Giuliani often cites the 1993 attack as a motivation for his creation of an Office of Emergency Management, in 1996. But those present at the agency's creation say it was intended to give the mayor oversight over more routine emergencies.

Jonathan Best interviewed for the job of leading the agency and said the subject of terrorism barely arose. "That wasn't the focus of what they were looking at," Best said. "They were interested in hurricanes. Hurricanes were big."

In 1997, the city decided to place an emergency command center for the agency on the 23rd floor of 7 World Trade Center, across from the twin towers. Several top officials argued for a lower-profile site, such as an office complex across the Manhattan Bridge in Brooklyn.

But Giuliani was adamant about having a site within walking distance of City Hall, recalled Jerome Hauer, then the emergency management commissioner. Hauer left City Hall in 2000 and had a falling-out with Giuliani after Sept. 11 over Hauer's endorsement of a Democrat to replace the mayor.

On Sept. 11, the $13 million center was quickly evacuated, and 7 World Trade Center collapsed later in the day.
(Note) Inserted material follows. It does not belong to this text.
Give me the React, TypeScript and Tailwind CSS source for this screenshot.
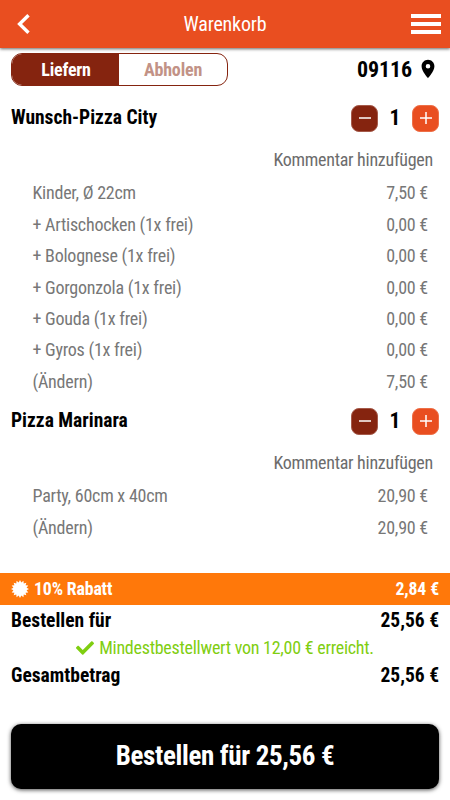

Giuliani and his advisers have rejected criticism of the site selection, saying no one could have predicted the collapse of the towers. But Louis Anemone, a top-ranking police officer who has since retired, disagrees. The World Trade Center "was number one on our list of the most vulnerable and critical and symbolic locations in the city. The place had been attacked once before, and they had been threatening to bring those towers down again," Anemone said. "For those of us who lived and breathed this stuff day in and day out, it boggled the imagination."